You can imagine the efforts and dedication in those six years of taking images and mapping unknown celestial objects but it would likely take years before the collected data is processed and studied completely.
This new catalog could become the foundation of countless future discoveries and as far as we know, the astronomical data will be accessible to anyone around the world.
What it means
This means that even scientists who have no part in the original survey or any research program could access it and study celestial objects of interest.
As for the Dark Energy Survey research team, they will likely focus the study of matter in the search for answers that could explain the expansion of the universe from the earliest stages after the Big Bang.
This year could be massive for astronomy as 2020 was truly fruitful in astronomical discoveries and questions that need an answer.

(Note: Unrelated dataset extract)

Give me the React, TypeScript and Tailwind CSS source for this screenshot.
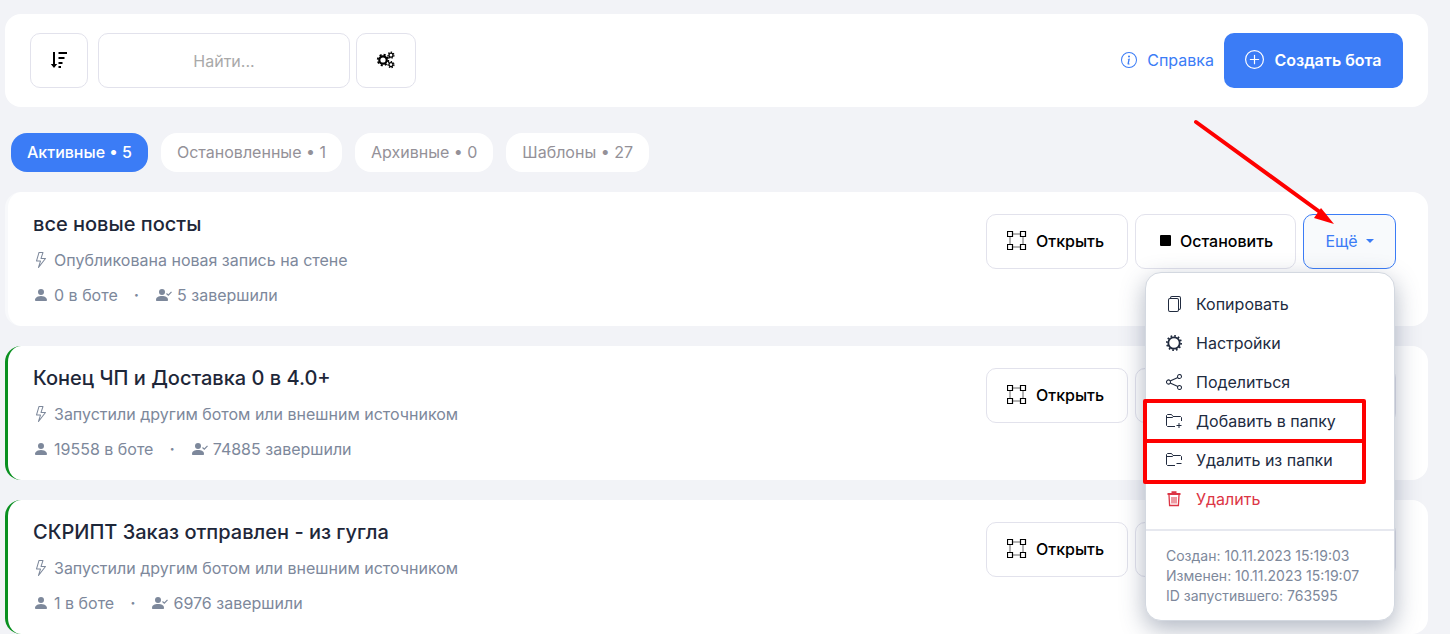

With two massive launches scheduled for 2021, the Vera Rubin observatory in Chile and the James Webb Space Telescope which should be in space by October, astronomers will get the chance to push the borders of unknown space further and further.
Especially when speaking of the Vera Rubin Observatory, the instrument, located at El Peñon Peak in northern Chile, will map the Milky Way, catch novae and supernovae, explore asteroids and look for traces of dark matter and dark energy – the invisible 95 percent of our universe. Now, with the existence of the new Dark Energy Survey catalog, it has a strong base for its future research.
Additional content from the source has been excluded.